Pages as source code
>>>
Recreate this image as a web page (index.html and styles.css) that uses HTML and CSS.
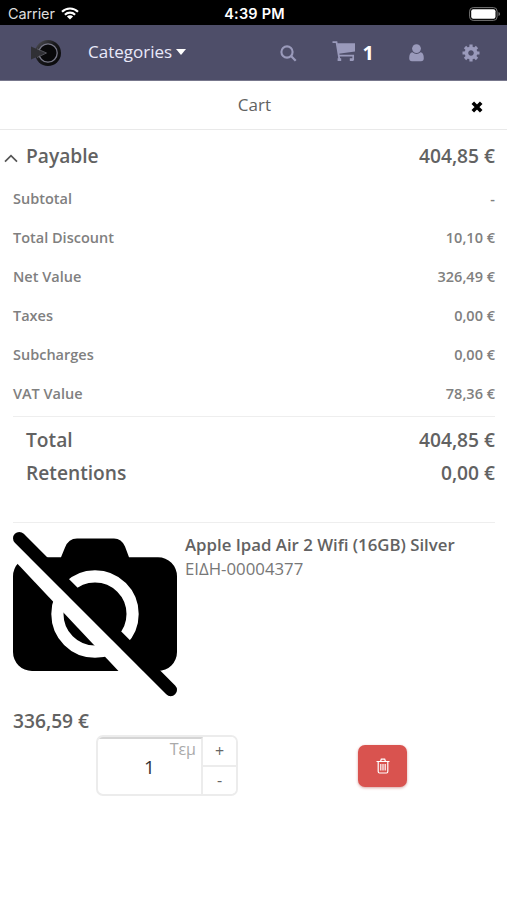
FILE: index.html
```html
<!DOCTYPE html>
<html lang="en">
    <head>
        <meta charset="UTF-8" />
        <meta name="viewport" content="width=device-width, initial-scale=1.0" />
        <title>Cart</title>
        <link rel="stylesheet" href="styles.css">
    </head>
    <body>
        <div class="status">
            <div class="carrier">
                <span>Carrier</span>
                <svg class="wifi" width="18" height="13" viewBox="0 0 18 13">
                    <path d="M1 4.8a11.4 11.4 0 0 1 16 0M3.9 7.7a7.3 7.3 0 0 1 10.2 0" fill="none" stroke="#fff" stroke-width="2.1" />
                    <path d="M9 12.6L5.9 9.6a4.4 4.4 0 0 1 6.2 0z" fill="#fff" />
                </svg>
            </div>
            <div class="time">4:39 PM</div>
            <svg class="battery" width="32" height="14" viewBox="0 0 32 14">
                <rect x=".6" y=".6" width="27.5" height="12.8" rx="3.6" fill="none" stroke="#777" />
                <rect x="2.2" y="2.2" width="24.3" height="9.6" rx="2" fill="#fff" />
                <path d="M29.5 5v4q1.6-.6 1.6-2t-1.6-2" fill="#777" />
            </svg>
        </div>
        <header class="navbar">
            <svg class="logo" width="32" height="28" viewBox="0 0 32 28">
                <defs>
                    <linearGradient id="metal" x1="0" y1="0" x2="1" y2="1">
                        <stop offset="0" stop-color="#55555c" />
                        <stop offset=".45" stop-color="#18181b" />
                        <stop offset="1" stop-color="#050506" />
                    </linearGradient>
                </defs>
                <circle cx="18" cy="14" r="13" fill="url(#metal)" />
                <circle cx="18" cy="14" r="9.2" fill="#08080a" stroke="#777787" stroke-width="1.3" />
                <path d="M1 7.500L16 14L1 20.500z" fill="#303035" />
                <path d="M7 9.800l9.500 4.200-9.500 4.500" fill="none" stroke="#66666f" stroke-width=".8" />
            </svg>
            <a class="categories">Categories<i class="caret"></i></a>
            <nav class="tools">
                <svg class="search" width="17" height="17" viewBox="0 0 17 17">
                    <circle cx="7" cy="7" r="5.6" fill="none" stroke="#9a9abb" stroke-width="2.1" />
                    <path d="M11 11l4.7 4.7" stroke="#9a9abb" stroke-width="2.3" />
                </svg>
                <div class="basket">
                    <svg width="24" height="21" viewBox="0 0 24 21">
                        <path d="M.5 1.2h4l3 18" fill="none" stroke="#9a9abb" stroke-width="1.8" />
                        <path d="M5 2.3h18v8.2L6.6 12.8z" fill="#9a9abb" />
                        <path d="M7 14.7h14.2v4.6" fill="none" stroke="#9a9abb" stroke-width="1.7" />
                        <path d="M5.6 17.3h3.6v2.8H5.6zM17.8 17.3h3.6v2.8h-3.6z" fill="#9a9abb" />
                    </svg>
                    <b>1</b>
                </div>
                <svg class="user" width="15" height="18" viewBox="0 0 15 18">
                    <circle cx="7.5" cy="4.6" r="4.4" fill="#9a9abb" />
                    <path d="M3.4 8.2Q7.5 11.6 11.6 8.2Q14.8 8.8 14.8 14.2Q14.8 17.2 12 17.2H3Q.2 17.2 .2 14.2Q.2 8.8 3.4 8.2z" fill="#9a9abb" />
                </svg>
                <svg class="gear" width="18" height="18" viewBox="-9 -9 18 18">
                    <circle r="4.6" fill="none" stroke="#9a9abb" stroke-width="3.6" />
                    <path d="M0-8.5V-5M0 8.5V5M-8.5 0H-5M8.5 0H5M-6-6l2 2M6 6L4 4M-6 6l2-2M6-6L4-4" stroke="#9a9abb" stroke-width="3.2" />
                </svg>
            </nav>
        </header>
        <div class="title">
            <span>Cart</span>
            <svg class="close" width="12" height="12" viewBox="0 0 12 12">
                <path d="M1.8 1.8l8.4 8.4M10.2 1.8l-8.4 8.4" stroke="#000" stroke-width="3.6" />
            </svg>
        </div>
        <main class="cart">
            <div class="row payable">
                <svg class="arrow" width="14" height="9" viewBox="0 0 14 9">
                    <path d="M1 7.7l6-6 6 6" fill="none" stroke="#555" stroke-width="1.7" />
                </svg>
                <span>Payable</span><span>404,85 €</span>
            </div>
            <ul class="values">
                <li><span>Subtotal</span><span>-</span></li>
                <li><span>Total Discount</span><span>10,10 €</span></li>
                <li><span>Net Value</span><span>326,49 €</span></li>
                <li><span>Taxes</span><span>0,00 €</span></li>
                <li><span>Subcharges</span><span>0,00 €</span></li>
                <li><span>VAT Value</span><span>78,36 €</span></li>
            </ul>
            <div class="totals">
                <div class="row"><span>Total</span><span>404,85 €</span></div>
                <div class="row"><span>Retentions</span><span>0,00 €</span></div>
            </div>
            <div class="product">
                <svg class="photo" width="164" height="165" viewBox="0 0 164 165">
                    <path d="M19 25.3H48L52 15.5Q55.5 6.5 64 6.5H101Q108.5 6.5 112 14.5L116 25.3H145A19 19 0 0 1 164 44.3V120A19 19 0 0 1 145 139H19A19 19 0 0 1 0 120V44.3A19 19 0 0 1 19 25.3z" />
                    <circle cx="82" cy="82" r="37.6" fill="none" stroke="#fff" stroke-width="12.2" />
                    <path d="M-10 -1.5L150 158.5V186.3L-10 16.3z" fill="#fff" />
                    <path d="M6.3 6.3L157.7 157.9" stroke="#000" stroke-width="12.6" stroke-linecap="round" />
                </svg>
                <div class="info">
                    <h3>Apple Ipad Air 2 Wifi (16GB) Silver</h3>
                    <p>ΕΙΔΗ-00004377</p>
                </div>
            </div>
            <div class="price">336,59 €</div>
            <div class="actions">
                <div class="quantity">
                    <div class="amount"><small>Τεμ</small><span>1</span></div>
                    <div class="steps"><button>+</button><button>-</button></div>
                </div>
                <button class="remove">
                    <svg width="14" height="16" viewBox="0 0 14 16">
                        <path d="M.5 3.5h13M4.5 3.5l.8-2.3h3.4l.8 2.3M2.2 3.5v10q0 1.5 1.3 1.5h7q1.3 0 1.3-1.5v-10M4.8 6v6.5M7 6v6.5M9.2 6v6.500" fill="none" stroke="#fff" stroke-width="1.2" />
                    </svg>
                </button>
            </div>
        </main>
    </body>
</html>
```
FILE: styles.css
```css
* {
    margin: 0;
    padding: 0;
    box-sizing: border-box;
}
body {
    background: #fff;
    color: #626262;
    font-family: "Open Sans", sans-serif;
}
svg {
    display: block;
    flex-shrink: 0;
}
.status {
    display: grid;
    grid-template-columns: 1fr auto 1fr;
    align-items: center;
    height: 25px;
    padding: 2px 6px 0 8px;
    background: #000;
    color: #fff;
    font: 14.5px Inter, sans-serif;
}
.carrier {
    display: flex;
    align-items: center;
    gap: 6px;
    color: #ddd;
}
.carrier span {
    letter-spacing: -0.1px;
}
.time {
    font-weight: 600;
    letter-spacing: 0.2px;
}
.battery {
    justify-self: end;
}
.navbar {
    display: flex;
    align-items: center;
    height: 56px;
    padding: 0 27px 0 30px;
    background: #4e4e69;
    border-bottom: 1px solid #77778c;
}
.categories {
    display: flex;
    align-items: center;
    margin: -2px 0 0 26px;
    color: #e9e9fa;
    font-size: 17px;
}
.caret {
    margin-left: 4px;
    border: 5px solid transparent;
    border-top: 6px solid #fff;
    border-bottom: 0;
}
.tools {
    display: flex;
    align-items: center;
    margin-left: auto;
}
.search {
    margin-top: 2px;
}
.basket {
    display: flex;
    align-items: center;
    gap: 7px;
    margin: 0 35px 0 35px;
}
.basket svg {
    margin-top: -2px;
}
.basket b {
    color: #fff;
    font-size: 20px;
}
.gear {
    margin-left: 38px;
}
.title {
    display: flex;
    align-items: center;
    justify-content: flex-end;
    height: 49px;
    padding-right: 24px;
    border-bottom: 1px solid #e9e9e9;
    font-size: 17px;
}
.title span {
    margin: -2px 200px 0 0;
}
.close {
    margin-top: 3px;
}
.cart {
    padding: 9px 12px 0 13px;
}
.row {
    display: flex;
    align-items: center;
    justify-content: space-between;
    height: 33px;
    padding-left: 13px;
    font-size: 19.2px;
    font-weight: 600;
}
.payable {
    margin-left: -9px;
    padding-left: 0;
}
.payable span:last-child {
    margin-left: auto;
}
.arrow {
    margin: 5px 8px 0 0;
}
.values {
    padding: 7px 0 3px;
    list-style: none;
}
.values li {
    display: flex;
    align-items: center;
    justify-content: space-between;
    height: 39px;
    color: #808080;
    font-size: 14.5px;
    font-weight: 600;
}
.totals {
    height: 106px;
    padding-top: 6px;
    border-top: 1px solid #eee;
}
.product {
    display: flex;
    gap: 8px;
    height: 178px;
    padding-top: 9px;
    border-top: 1px solid #eee;
}
.info h3 {
    font-size: 16.8px;
    font-weight: 600;
    line-height: 26px;
}
.info p {
    color: #777;
    font-size: 16.8px;
    line-height: 22px;
}
.price {
    height: 35px;
    line-height: 42px;
    font-size: 19.2px;
    font-weight: 600;
}
.actions {
    display: flex;
    align-items: center;
    padding-left: 83px;
}
.quantity {
    display: flex;
    width: 142px;
    height: 61px;
    border: 2px solid #ececec;
    border-radius: 7px;
    overflow: hidden;
}
.amount {
    position: relative;
    display: flex;
    align-items: center;
    justify-content: center;
    width: 105px;
    border-top: 2px solid #d5d5d5;
    border-right: 2px solid #ececec;
    color: #333;
    font-size: 19px;
}
.amount small {
    position: absolute;
    top: 0;
    right: 5px;
    color: #aaa;
    font-size: 16px;
    line-height: 20px;
}
.steps {
    display: flex;
    flex: 1;
    flex-direction: column;
}
.steps button {
    flex: 1;
    border: 0;
    background: #fff;
    color: #666;
    font: 16px "Open Sans", sans-serif;
}
.steps button + button {
    border-top: 2px solid #ececec;
}
.remove {
    display: flex;
    align-items: center;
    justify-content: center;
    width: 49px;
    height: 42px;
    margin-left: 120px;
    border: 0;
    border-radius: 7px;
    background: #d9534f;
    box-shadow: 0 1px 3px #d9a5a3;
}
```
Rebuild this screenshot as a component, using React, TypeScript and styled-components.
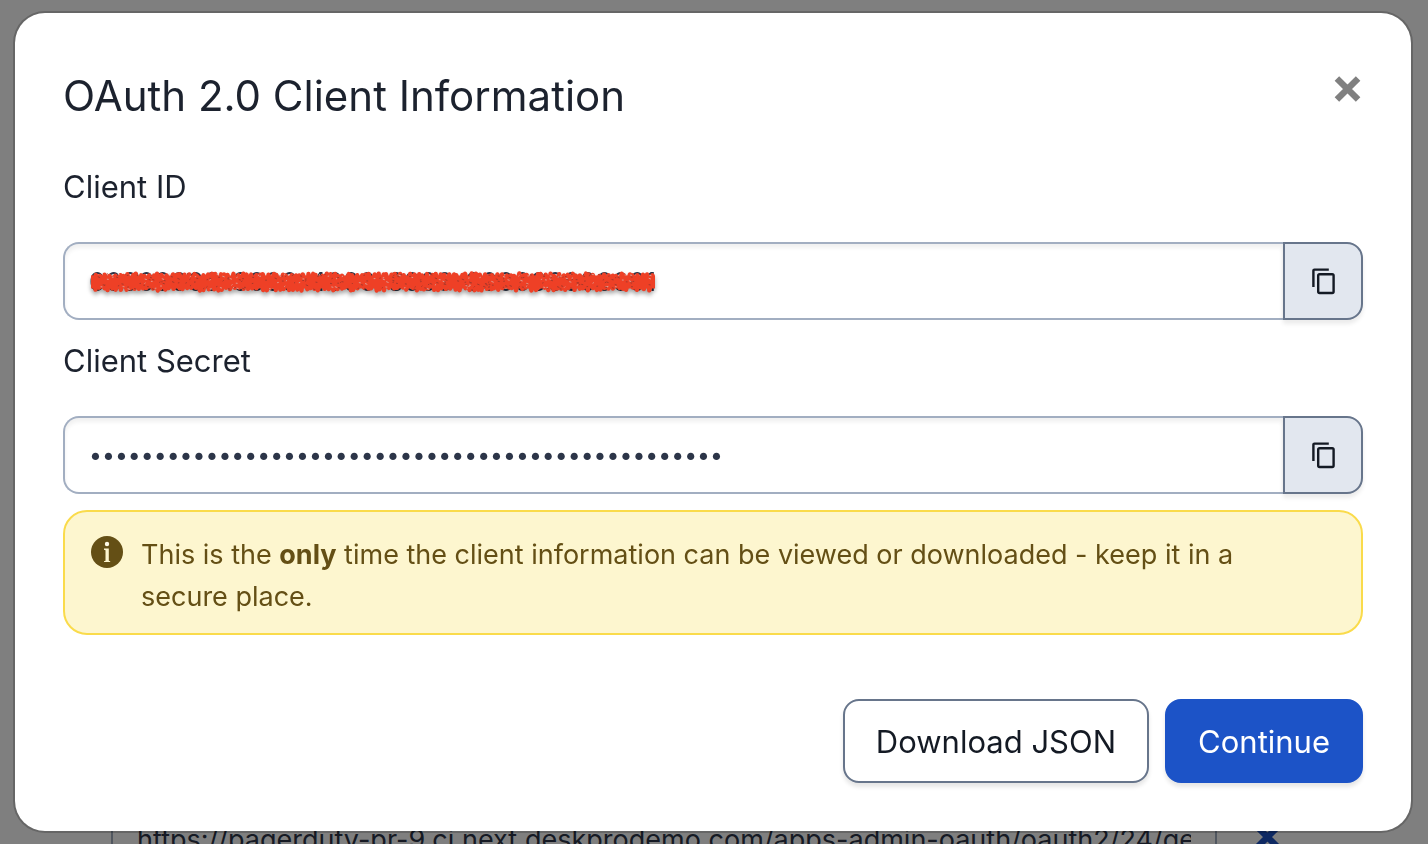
import React from "react";
import styled, { createGlobalStyle } from "styled-components";

const Global = createGlobalStyle`
  *, *::before, *::after { box-sizing: border-box; }
  body { margin: 0; background: #fff; color: #1c222e; font-family: Inter, "Liberation Sans", sans-serif; }
  button, input { font-family: inherit; margin: 0; }
`;

const Page = styled.main`
  display: flex;
  flex-direction: column;
  justify-content: flex-end;
  height: 100vh;
  overflow: hidden;
`;

const UrlRow = styled.div`
  display: flex;
  align-items: center;
  gap: 36px;
  margin: 0 147px -34px 111px;
`;

const UrlInput = styled.input`
  flex: 1;
  min-width: 0;
  height: 78px;
  padding: 0 24px;
  border: 2px solid #a2aec1;
  border-radius: 16px 0 0 16px;
  color: #2c3548;
  font-size: 27px;
`;

const RemoveButton = styled.button`
  display: flex;
  padding: 0 0 4px;
  border: 0;
  background: none;
  color: #1c53c7;
`;

const Scrim = styled.div`
  position: fixed;
  inset: 0;
  padding: 11px 15px 11px 13px;
  background: rgba(0, 0, 0, 0.5);
`;

const Dialog = styled.section`
  padding: 48px;
  border: 2px solid rgba(0, 0, 0, 0.2);
  border-radius: 32px;
  background: #fff;
  background-clip: padding-box;
`;

const Header = styled.header`
  display: flex;
  justify-content: space-between;
  align-items: flex-start;
  margin-bottom: 31px;
`;

const Title = styled.h1`
  margin: 0;
  font-size: 42px;
  font-weight: 400;
  line-height: 70px;
`;

const CloseButton = styled.button`
  display: flex;
  padding: 14px 2px;
  border: 0;
  background: none;
  color: #808080;
`;

const Field = styled.div`
  margin-bottom: 16px;
`;

const Label = styled.label`
  display: block;
  margin-bottom: 30px;
  font-size: 31px;
  line-height: 50px;
`;

const InputGroup = styled.div`
  position: relative;
  display: flex;
  height: 78px;
`;

const TextInput = styled.input`
  flex: 1;
  min-width: 0;
  padding: 0 24px;
  border: 2px solid #a2aec1;
  border-right: 0;
  border-radius: 16px 0 0 16px;
  box-shadow: inset 0 4px 4px rgba(0, 0, 0, 0.06);
  background: #fff;
  color: #2c3548;
  font-size: 26px;

  &[type="password"] { font-size: 23px; }
`;

const CopyButton = styled.button`
  display: flex;
  align-items: center;
  justify-content: center;
  width: 80px;
  padding: 0;
  border: 2px solid #67758b;
  border-radius: 0 16px 16px 0;
  background: #e2e7ef;
  box-shadow: 0 4px 4px rgba(0, 0, 0, 0.08);
  color: #141a24;
`;

const Scribble = styled.svg`
  position: absolute;
  top: 26px;
  left: 26px;
  filter: drop-shadow(0 3px 2px rgba(0, 0, 0, 0.35));
`;

const Notice = styled.div`
  display: flex;
  gap: 18px;
  padding: 22px 40px 15px 26px;
  border: 2px solid #fadb4b;
  border-radius: 24px;
  background: #fdf6cf;
  color: #644f15;
  font-size: 27px;
  line-height: 42px;

  svg { flex: none; margin-top: 2px; }
  p { margin: 0; }
`;

const Footer = styled.footer`
  display: flex;
  justify-content: flex-end;
  gap: 16px;
  margin-top: 64px;
`;

const Button = styled.button<{ $primary?: boolean }>`
  height: 84px;
  padding: 0 31px;
  border: 2px solid ${(p) => (p.$primary ? "#1c53c7" : "#67758b")};
  border-radius: 16px;
  background: ${(p) => (p.$primary ? "#1c53c7" : "#fff")};
  box-shadow: 0 4px 4px rgba(0, 0, 0, 0.1);
  color: ${(p) => (p.$primary ? "#fff" : "#141a24")};
  font-size: 31px;
`;

const Cross = () => (
  <svg width="28" height="28" viewBox="0 0 28 28" stroke="currentColor" strokeWidth="6.4" aria-hidden="true">
    <path d="M3.9 3.4 25.1 24.6M25.1 3.4 3.9 24.6" />
  </svg>
);

const CopyIcon = () => (
  <svg width="24" height="28" viewBox="0 0 24 28" fill="none" stroke="currentColor" strokeWidth="2.4" aria-hidden="true">
    <path d="M2.4 20V3.6a1 1 0 0 1 1-1H17.8" />
    <rect x="7.2" y="7.2" width="15.4" height="18.8" rx="1.4" />
  </svg>
);

const InfoIcon = () => (
  <svg width="32" height="32" viewBox="0 0 32 32" aria-hidden="true">
    <circle cx="16" cy="16" r="16" fill="currentColor" />
    <circle cx="16" cy="8" r="2.2" fill="#fffbe6" />
    <path d="M13 12.6h4.8v12.2l1.4.4v.9h-6.2v-.9l1.5-.4V14.2l-1.5-.5z" fill="#fdf6cf" />
  </svg>
);

// Deterministic noise keeps the marker stroke identical on every render.
const noise = (i: number) => {
  const v = Math.sin(i * 127.1 + 11.7) * 43758.5453;
  return v - Math.floor(v);
};

const zigzag = Array.from({ length: 256 }, (_, i) => {
  const x = 2 + i * 2.2;
  const y = i % 2 ? 19.5 + noise(i) * 3 : 5.5 + noise(i) * 2.5;
  return `${i ? "L" : "M"}${(x + noise(i + 400) * 3).toFixed(1)} ${y.toFixed(1)}`;
}).join("");

const flecks = Array.from({ length: 280 }, (_, i) => ({
  x: 4 + noise(i + 900) * 558,
  y: 6 + noise(i + 1500) * 15,
  r: noise(i + 2100),
}));

const MarkerStroke = () => (
  <Scribble width="568" height="28" viewBox="0 0 568 28" aria-hidden="true">
    <g fill="none" stroke="#ee4026" strokeLinejoin="round">
      <path d="M2 14H566" strokeWidth="13" />
      <path d={zigzag} strokeWidth="4.4" />
    </g>
    {flecks.map((f, i) => (
      <path
        key={i}
        d={`M${f.x.toFixed(1)} ${f.y.toFixed(1)}l${(1 + f.r * 1.4).toFixed(1)} ${(f.r * 2 - 1).toFixed(1)}`}
        stroke={i % 3 ? "#a8382b" : "#dc9a90"}
        strokeWidth="1"
      />
    ))}
  </Scribble>
);

export default function App() {
  return (
    <>
      <Global />
      <Page>
        <UrlRow>
          <UrlInput
            aria-label="Callback URL"
            readOnly
            value="https://pagerduty-pr-9.ci.next.deskprodemo.com/apps-admin-oauth/oauth2/24/get"
          />
          <RemoveButton aria-label="Remove"><Cross /></RemoveButton>
        </UrlRow>
      </Page>
      <Scrim>
        <Dialog role="dialog" aria-modal="true" aria-labelledby="dialog-title">
          <Header>
            <Title id="dialog-title">OAuth 2.0 Client Information</Title>
            <CloseButton aria-label="Close"><Cross /></CloseButton>
          </Header>
          <Field>
            <Label htmlFor="client-id">Client ID</Label>
            <InputGroup>
              <TextInput id="client-id" readOnly value="00000000-0000-4000-8000-000000000001" />
              <MarkerStroke />
              <CopyButton aria-label="Copy client ID"><CopyIcon /></CopyButton>
            </InputGroup>
          </Field>
          <Field>
            <Label htmlFor="client-secret">Client Secret</Label>
            <InputGroup>
              <TextInput id="client-secret" type="password" readOnly value={"x".repeat(49)} />
              <CopyButton aria-label="Copy client secret"><CopyIcon /></CopyButton>
            </InputGroup>
          </Field>
          <Notice role="note">
            <InfoIcon />
            <p>
              This is the <strong>only</strong> time the client information can be viewed or downloaded - keep it in a
              secure place.
            </p>
          </Notice>
          <Footer>
            <Button type="button">Download JSON</Button>
            <Button type="button" $primary>Continue</Button>
          </Footer>
        </Dialog>
      </Scrim>
    </>
  );
}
<<<
• Problem: Collect each line of the entries that has the word "styles", copying it in full.

• The answer:
Recreate this image as a web page (index.html and styles.css) that uses HTML and CSS.
        <link rel="stylesheet" href="styles.css">
FILE: styles.css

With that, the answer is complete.